>> BEGIN

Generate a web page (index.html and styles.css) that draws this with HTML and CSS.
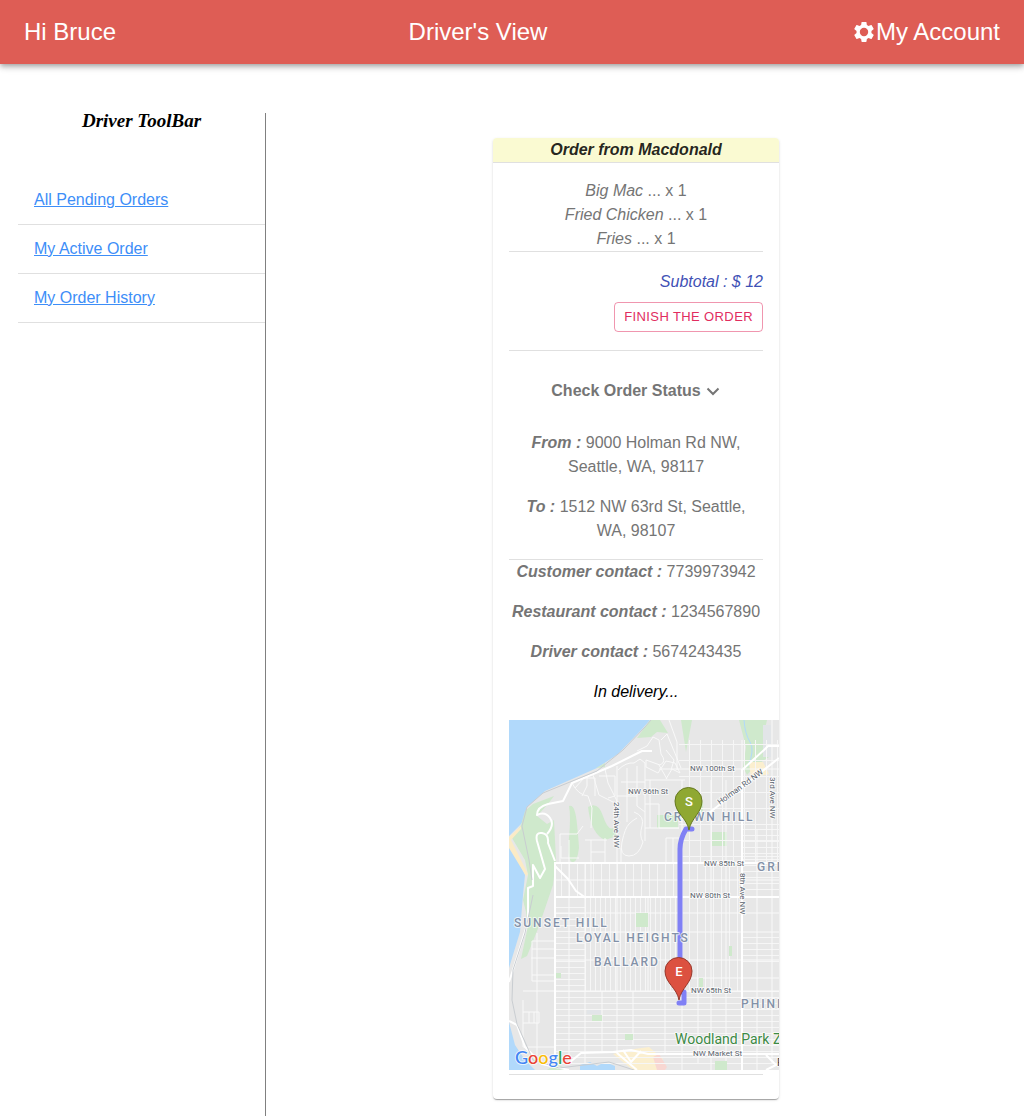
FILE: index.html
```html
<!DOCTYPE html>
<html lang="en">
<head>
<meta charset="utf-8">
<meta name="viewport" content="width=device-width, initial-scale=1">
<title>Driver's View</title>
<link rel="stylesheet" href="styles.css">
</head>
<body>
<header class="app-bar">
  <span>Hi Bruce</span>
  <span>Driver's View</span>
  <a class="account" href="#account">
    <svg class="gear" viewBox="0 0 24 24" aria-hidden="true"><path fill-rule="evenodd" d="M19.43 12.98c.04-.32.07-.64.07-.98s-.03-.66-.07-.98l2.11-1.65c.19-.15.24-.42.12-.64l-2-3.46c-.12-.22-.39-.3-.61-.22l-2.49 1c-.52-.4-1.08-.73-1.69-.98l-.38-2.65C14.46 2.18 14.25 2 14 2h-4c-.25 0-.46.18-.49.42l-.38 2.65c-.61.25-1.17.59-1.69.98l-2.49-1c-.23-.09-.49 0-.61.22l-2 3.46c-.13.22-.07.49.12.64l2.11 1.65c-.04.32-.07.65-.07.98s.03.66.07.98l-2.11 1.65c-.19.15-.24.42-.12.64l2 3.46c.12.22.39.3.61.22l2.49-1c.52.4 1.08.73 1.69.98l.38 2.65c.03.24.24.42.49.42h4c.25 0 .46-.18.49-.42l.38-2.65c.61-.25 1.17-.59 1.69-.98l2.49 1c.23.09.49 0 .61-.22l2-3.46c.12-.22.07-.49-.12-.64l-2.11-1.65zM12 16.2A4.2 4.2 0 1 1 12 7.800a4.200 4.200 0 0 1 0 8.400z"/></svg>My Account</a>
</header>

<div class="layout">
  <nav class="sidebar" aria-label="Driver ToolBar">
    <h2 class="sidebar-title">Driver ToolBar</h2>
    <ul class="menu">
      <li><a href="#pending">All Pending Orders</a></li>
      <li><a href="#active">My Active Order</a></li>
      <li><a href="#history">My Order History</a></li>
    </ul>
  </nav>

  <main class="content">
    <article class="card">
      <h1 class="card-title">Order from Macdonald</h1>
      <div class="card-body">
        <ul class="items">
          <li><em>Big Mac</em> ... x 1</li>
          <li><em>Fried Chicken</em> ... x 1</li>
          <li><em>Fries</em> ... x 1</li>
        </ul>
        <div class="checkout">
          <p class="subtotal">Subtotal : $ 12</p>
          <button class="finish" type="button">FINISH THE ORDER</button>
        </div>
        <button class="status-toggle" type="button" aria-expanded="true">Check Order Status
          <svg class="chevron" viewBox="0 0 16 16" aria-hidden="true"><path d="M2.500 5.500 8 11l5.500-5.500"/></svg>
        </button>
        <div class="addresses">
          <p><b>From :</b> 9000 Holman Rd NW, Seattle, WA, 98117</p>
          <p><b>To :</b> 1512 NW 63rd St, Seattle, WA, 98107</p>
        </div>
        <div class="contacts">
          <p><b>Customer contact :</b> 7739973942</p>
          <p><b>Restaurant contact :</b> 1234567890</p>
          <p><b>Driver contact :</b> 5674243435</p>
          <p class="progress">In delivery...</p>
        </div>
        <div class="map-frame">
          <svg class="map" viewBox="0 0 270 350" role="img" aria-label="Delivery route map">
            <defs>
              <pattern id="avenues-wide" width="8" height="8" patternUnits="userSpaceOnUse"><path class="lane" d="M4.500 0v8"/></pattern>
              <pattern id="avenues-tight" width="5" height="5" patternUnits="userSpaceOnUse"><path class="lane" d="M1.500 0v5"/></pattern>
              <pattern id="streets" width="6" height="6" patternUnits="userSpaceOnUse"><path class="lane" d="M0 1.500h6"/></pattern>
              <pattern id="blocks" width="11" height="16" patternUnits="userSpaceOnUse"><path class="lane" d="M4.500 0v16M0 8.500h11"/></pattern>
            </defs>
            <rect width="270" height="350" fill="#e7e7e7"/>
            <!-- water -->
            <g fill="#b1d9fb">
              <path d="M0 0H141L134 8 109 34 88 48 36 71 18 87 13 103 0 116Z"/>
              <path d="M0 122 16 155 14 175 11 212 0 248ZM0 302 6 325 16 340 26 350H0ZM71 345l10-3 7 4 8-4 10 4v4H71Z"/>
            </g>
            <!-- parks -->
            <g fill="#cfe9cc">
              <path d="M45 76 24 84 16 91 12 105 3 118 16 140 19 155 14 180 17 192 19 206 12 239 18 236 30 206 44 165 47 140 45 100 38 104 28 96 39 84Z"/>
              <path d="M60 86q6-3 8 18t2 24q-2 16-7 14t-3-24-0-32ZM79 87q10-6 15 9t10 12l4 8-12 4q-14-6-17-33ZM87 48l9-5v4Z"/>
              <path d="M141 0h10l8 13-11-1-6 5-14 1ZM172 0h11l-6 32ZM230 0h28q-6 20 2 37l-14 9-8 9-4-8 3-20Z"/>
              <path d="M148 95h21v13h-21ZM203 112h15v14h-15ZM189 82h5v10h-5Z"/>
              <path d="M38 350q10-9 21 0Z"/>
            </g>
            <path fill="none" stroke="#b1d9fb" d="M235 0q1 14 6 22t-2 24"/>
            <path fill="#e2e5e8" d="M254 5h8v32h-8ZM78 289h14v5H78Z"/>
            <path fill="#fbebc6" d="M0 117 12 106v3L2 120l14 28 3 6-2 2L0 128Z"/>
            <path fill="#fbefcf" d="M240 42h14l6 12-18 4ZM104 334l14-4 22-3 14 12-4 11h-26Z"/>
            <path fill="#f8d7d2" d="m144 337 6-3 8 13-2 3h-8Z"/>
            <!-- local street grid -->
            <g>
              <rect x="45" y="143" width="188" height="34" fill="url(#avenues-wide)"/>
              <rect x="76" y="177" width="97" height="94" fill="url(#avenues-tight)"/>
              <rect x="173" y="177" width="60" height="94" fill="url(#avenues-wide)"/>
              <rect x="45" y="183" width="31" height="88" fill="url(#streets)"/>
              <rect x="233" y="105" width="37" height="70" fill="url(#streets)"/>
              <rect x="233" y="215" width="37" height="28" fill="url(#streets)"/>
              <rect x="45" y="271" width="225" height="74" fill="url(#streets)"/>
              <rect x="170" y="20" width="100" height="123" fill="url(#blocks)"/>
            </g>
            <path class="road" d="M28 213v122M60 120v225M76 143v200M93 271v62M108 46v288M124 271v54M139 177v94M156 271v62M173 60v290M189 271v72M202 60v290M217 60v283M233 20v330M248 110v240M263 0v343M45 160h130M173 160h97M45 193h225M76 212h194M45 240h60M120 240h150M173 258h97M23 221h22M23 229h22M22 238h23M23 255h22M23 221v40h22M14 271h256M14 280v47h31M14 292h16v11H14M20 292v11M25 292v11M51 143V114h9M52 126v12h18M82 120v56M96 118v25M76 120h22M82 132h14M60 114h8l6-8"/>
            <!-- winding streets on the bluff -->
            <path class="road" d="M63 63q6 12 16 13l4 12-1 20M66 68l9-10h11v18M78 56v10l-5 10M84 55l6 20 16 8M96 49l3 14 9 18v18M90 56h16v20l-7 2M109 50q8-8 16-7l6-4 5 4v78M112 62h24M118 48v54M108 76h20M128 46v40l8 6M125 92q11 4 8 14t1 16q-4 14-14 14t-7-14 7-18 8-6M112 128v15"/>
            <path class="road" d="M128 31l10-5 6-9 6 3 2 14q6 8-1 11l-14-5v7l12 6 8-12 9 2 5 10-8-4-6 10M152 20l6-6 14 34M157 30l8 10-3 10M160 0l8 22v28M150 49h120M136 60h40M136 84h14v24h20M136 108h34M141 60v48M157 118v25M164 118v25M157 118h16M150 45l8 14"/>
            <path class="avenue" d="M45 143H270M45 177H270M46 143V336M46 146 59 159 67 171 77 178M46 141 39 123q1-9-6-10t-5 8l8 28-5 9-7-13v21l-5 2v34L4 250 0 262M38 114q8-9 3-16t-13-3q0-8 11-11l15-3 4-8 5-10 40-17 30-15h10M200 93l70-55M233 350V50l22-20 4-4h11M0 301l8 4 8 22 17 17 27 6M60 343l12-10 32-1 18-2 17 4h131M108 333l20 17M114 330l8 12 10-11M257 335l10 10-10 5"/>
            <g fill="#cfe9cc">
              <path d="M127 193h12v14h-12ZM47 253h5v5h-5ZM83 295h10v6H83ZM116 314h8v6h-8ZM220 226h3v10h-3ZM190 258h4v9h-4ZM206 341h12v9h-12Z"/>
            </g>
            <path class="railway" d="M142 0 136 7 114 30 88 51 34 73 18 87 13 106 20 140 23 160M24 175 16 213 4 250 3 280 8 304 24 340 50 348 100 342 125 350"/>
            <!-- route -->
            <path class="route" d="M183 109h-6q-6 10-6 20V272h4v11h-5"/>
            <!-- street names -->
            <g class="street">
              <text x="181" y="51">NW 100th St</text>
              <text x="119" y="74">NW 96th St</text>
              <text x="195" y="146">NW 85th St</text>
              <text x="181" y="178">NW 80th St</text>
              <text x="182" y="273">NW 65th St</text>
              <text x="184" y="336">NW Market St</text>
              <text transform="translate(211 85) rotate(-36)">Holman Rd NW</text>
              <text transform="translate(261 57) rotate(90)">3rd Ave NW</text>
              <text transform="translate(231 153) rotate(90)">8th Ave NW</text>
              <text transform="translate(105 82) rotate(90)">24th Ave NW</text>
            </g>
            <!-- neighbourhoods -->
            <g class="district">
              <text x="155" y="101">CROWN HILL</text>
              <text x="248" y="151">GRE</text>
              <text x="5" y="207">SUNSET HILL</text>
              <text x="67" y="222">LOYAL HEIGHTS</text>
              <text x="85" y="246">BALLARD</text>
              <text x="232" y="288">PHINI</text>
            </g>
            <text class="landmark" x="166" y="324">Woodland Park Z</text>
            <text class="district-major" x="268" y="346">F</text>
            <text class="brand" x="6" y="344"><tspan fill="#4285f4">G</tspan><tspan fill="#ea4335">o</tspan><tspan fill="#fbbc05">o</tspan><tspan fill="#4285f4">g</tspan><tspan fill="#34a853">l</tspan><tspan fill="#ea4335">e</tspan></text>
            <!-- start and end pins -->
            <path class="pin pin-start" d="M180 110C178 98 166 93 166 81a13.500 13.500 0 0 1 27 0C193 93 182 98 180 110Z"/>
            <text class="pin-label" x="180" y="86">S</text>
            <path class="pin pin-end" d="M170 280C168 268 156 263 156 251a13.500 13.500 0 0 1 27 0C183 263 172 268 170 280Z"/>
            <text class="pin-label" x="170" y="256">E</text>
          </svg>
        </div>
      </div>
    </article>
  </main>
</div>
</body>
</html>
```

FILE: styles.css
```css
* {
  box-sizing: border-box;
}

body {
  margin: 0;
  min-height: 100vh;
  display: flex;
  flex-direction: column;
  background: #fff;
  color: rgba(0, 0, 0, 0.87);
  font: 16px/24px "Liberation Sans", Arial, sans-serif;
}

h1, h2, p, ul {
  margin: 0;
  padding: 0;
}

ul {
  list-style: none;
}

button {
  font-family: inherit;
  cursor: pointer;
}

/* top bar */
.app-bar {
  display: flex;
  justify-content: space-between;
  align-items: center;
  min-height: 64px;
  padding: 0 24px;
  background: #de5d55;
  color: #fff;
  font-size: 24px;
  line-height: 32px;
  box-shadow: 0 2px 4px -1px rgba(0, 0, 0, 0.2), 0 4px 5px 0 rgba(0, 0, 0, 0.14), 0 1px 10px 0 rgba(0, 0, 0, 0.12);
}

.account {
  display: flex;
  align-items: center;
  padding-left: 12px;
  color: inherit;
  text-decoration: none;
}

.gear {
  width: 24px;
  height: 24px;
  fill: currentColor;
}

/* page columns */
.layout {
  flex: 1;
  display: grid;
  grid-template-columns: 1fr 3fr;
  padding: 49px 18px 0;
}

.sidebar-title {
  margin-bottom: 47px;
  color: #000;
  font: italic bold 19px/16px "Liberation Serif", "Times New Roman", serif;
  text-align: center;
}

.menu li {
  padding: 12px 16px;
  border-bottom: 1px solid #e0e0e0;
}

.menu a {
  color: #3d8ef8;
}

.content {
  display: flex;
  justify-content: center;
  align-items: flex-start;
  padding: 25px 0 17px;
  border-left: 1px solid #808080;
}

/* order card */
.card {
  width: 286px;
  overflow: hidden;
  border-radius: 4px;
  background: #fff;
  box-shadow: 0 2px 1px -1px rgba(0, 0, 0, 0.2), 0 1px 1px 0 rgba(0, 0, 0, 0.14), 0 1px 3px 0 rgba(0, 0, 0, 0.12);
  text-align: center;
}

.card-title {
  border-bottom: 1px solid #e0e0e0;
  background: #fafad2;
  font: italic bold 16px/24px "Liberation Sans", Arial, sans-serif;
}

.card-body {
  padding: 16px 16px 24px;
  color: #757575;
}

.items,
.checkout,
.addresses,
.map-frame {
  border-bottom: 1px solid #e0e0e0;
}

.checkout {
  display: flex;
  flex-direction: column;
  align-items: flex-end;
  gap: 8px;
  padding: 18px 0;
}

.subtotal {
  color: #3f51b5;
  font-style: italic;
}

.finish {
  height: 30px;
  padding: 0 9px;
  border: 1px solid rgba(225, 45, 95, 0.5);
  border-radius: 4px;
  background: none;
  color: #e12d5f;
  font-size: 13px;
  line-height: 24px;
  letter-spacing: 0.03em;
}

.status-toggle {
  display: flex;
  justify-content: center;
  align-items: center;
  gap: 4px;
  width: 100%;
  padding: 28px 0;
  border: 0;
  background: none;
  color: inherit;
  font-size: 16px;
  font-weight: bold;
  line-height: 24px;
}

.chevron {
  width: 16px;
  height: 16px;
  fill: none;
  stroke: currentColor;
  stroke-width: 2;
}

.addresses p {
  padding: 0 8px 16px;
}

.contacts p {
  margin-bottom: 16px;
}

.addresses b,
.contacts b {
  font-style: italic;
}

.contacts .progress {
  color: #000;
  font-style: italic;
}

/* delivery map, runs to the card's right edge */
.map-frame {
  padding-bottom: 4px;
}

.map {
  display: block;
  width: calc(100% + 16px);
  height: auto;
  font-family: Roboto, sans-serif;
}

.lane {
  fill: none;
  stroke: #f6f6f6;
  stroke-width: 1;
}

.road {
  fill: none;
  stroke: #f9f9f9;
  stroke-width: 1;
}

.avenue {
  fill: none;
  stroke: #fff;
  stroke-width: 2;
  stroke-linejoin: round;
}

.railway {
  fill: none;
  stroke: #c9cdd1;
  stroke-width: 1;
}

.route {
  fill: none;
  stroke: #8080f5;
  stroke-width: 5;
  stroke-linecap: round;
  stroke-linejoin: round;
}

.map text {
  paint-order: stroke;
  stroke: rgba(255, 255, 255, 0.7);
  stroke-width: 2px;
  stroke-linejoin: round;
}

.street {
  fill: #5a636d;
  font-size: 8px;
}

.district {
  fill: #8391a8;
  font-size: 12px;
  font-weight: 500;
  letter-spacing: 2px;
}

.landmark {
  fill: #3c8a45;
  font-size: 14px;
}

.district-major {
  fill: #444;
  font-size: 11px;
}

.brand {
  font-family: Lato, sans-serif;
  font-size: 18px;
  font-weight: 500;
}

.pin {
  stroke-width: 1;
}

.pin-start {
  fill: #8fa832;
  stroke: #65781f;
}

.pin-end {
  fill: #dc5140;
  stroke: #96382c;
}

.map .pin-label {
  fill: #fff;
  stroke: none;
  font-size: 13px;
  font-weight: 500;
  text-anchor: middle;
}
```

>> END

• STATED GOAL
Copy out every line holding the string "index".

• FULL RESPONSE
Generate a web page (index.html and styles.css) that draws this with HTML and CSS.
FILE: index.html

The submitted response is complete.